Acupuncture for neck and shoulder pain Bristol
Almost everyone will suffer from neck and/or shoulder pain at some point in their lives - modern-day life seems to be designed to cause it! Most of us are constantly on the go, and under stress, which leads to muscular tension in general. But the major junctions of the neck and shoulder will accumulate stagnation of Qi and Blood - from the Chinese medicine perspective - more than most other parts of the body. Our heads are extremely heavy, and when we spend a lot of time hunched over a desk using a keyboard and mouse, we are asking a lot of the support muscles in the area. Luckily acupuncture, tuina massage and other techniques like cupping can be very effective in reducing these problems, especially when combined with a few habit changes. Switching to a standing desk, for example, can make a big difference.
what to expect from an acupuncture treatment for neck and/or shoulder pain
As with almost any condition, sometimes there are factors involved that aren't obvious. For example, diet can play a significant part in the development of physical pain - without enough of the correct nutrients, the sinews and fluids of the body can become dry and stiff, and mental/emotional problems like stress and anxiety can get worse. Neck and shoulder pain are often one of the first warning signs that adjustments need to be made in a person's life, often in various areas. So whenever possible I will try to establish whether there is anything other than a straightforward physical issue going on (this is harder in low-cost treatments due to time constraints - click here for more details).
Based on what I find, I'll try to give a treatment which addresses the main issues, but this will almost certainly include paying attention to the area of pain itself. So, I often start with seated tuina massage (see below). This gives me the chance to start the treatment, while at the same time assessing the landscape of the patient's body. As I work with my thumbs around the muscles and tissues at the base of the skull, and down the sides of the spine (the Gallbladder and Bladder channels in Chinese medicine terminology), I make a mental note of any particularly tight or tender spots, or areas of weakness.

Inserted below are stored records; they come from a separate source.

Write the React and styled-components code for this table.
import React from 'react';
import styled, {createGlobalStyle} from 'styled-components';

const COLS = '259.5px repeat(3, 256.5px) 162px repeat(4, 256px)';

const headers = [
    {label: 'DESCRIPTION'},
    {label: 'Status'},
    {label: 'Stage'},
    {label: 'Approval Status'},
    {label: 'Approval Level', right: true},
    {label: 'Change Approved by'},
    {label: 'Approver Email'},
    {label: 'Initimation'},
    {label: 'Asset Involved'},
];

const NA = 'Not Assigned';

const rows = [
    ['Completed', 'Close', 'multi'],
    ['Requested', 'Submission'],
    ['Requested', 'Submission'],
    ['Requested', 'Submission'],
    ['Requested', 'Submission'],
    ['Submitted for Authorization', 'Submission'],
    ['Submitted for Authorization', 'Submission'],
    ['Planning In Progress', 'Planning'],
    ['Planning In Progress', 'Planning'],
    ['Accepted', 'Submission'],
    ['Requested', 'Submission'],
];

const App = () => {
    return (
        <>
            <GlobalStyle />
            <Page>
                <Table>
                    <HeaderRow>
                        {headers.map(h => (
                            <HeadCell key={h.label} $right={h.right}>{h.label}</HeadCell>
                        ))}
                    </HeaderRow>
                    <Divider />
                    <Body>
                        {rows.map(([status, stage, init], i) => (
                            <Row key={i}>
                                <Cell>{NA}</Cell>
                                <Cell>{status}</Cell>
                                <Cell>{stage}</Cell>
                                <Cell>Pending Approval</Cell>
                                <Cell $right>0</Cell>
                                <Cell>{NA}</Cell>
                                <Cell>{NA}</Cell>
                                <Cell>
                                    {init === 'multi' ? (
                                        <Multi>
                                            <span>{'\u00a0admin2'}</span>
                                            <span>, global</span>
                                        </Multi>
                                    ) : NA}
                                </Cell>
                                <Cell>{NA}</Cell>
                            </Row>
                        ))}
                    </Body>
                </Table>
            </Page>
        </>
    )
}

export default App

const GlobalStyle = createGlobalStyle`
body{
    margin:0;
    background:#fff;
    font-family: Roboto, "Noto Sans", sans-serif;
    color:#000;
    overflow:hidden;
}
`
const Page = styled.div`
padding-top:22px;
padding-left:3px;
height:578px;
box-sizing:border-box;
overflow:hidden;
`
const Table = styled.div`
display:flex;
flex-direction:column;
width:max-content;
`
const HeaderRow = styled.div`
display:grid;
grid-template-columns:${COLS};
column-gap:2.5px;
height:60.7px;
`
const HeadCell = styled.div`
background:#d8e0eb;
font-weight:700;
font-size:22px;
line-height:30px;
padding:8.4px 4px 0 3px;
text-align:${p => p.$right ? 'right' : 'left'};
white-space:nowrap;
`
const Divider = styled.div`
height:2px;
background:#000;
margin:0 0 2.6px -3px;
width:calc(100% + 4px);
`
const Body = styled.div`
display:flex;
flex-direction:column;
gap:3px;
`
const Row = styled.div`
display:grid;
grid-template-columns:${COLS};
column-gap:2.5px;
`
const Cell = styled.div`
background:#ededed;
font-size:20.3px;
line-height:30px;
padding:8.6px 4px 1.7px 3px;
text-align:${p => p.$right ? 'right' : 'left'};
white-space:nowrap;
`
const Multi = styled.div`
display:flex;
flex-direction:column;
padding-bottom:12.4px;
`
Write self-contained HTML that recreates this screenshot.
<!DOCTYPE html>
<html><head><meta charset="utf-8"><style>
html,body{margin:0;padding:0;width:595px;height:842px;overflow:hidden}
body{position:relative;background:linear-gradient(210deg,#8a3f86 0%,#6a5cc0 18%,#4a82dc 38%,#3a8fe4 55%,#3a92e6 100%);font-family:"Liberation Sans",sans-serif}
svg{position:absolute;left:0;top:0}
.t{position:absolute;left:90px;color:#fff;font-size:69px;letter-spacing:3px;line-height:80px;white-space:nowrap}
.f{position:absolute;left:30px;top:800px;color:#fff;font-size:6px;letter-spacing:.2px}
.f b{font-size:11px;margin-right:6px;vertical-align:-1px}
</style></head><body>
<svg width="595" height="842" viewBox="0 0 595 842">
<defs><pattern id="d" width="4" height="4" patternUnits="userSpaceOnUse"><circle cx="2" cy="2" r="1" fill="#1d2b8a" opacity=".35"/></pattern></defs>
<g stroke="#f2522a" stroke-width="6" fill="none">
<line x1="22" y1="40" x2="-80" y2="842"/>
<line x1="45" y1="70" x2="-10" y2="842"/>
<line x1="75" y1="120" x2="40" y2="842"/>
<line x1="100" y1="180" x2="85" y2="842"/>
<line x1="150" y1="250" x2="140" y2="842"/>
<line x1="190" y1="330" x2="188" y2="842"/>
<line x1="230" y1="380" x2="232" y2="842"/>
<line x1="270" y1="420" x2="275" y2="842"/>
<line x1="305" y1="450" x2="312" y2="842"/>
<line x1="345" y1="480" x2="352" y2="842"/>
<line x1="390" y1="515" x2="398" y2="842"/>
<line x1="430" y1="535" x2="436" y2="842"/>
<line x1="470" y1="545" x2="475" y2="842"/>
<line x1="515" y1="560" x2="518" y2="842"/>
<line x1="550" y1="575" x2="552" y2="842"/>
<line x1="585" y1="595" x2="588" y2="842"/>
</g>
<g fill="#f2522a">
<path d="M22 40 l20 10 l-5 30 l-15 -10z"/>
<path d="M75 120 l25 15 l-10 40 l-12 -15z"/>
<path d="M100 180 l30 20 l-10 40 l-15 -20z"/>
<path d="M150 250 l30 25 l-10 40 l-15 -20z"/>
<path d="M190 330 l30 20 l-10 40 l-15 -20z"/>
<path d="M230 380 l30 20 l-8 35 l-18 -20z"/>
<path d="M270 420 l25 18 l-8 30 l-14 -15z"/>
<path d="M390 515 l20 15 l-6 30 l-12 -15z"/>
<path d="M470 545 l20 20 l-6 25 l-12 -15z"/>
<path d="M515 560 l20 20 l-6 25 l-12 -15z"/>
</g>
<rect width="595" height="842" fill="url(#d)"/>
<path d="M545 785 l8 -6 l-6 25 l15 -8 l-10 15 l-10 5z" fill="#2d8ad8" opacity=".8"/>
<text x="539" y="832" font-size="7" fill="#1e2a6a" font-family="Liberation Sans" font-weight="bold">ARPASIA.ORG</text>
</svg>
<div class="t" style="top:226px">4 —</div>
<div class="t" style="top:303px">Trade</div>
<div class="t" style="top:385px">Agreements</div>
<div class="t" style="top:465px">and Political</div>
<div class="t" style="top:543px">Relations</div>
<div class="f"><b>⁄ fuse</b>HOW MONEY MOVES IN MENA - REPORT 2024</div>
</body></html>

I will then often move the patient on to the treatment bench, and continue with more tuina massage, working on the gluteal muscles and the legs as well as the back. One of the central concepts of tuina is that the whole channel must be opened and cleared, rather than just the area of pain. For example, the Bladder channel runs the whole way from the head, down the back and the back of the legs, and into the outside of the feet (see below).
I may also use fire cupping to encourage blood flow in the back, and to loosen tight muscles. Again, this may not be in the primary area of pain, but it all helps to prepare the ground for the more specific treatment to come.
Sometimes I will already have inserted needles whilst using the tuina/cupping, and on other occasions I will wait until I have really opened things up. Again, I will rarely only use needles in the main area of pain, but will add 'distal' points in the arms and hands/legs and feet. The number of needles, and the strength of the stimulation will always depend on the individual situation. I often like to end with some gentle, relaxing tuina, as these treatments can be quite demanding and the sensations strong. However, the results are very often worth it.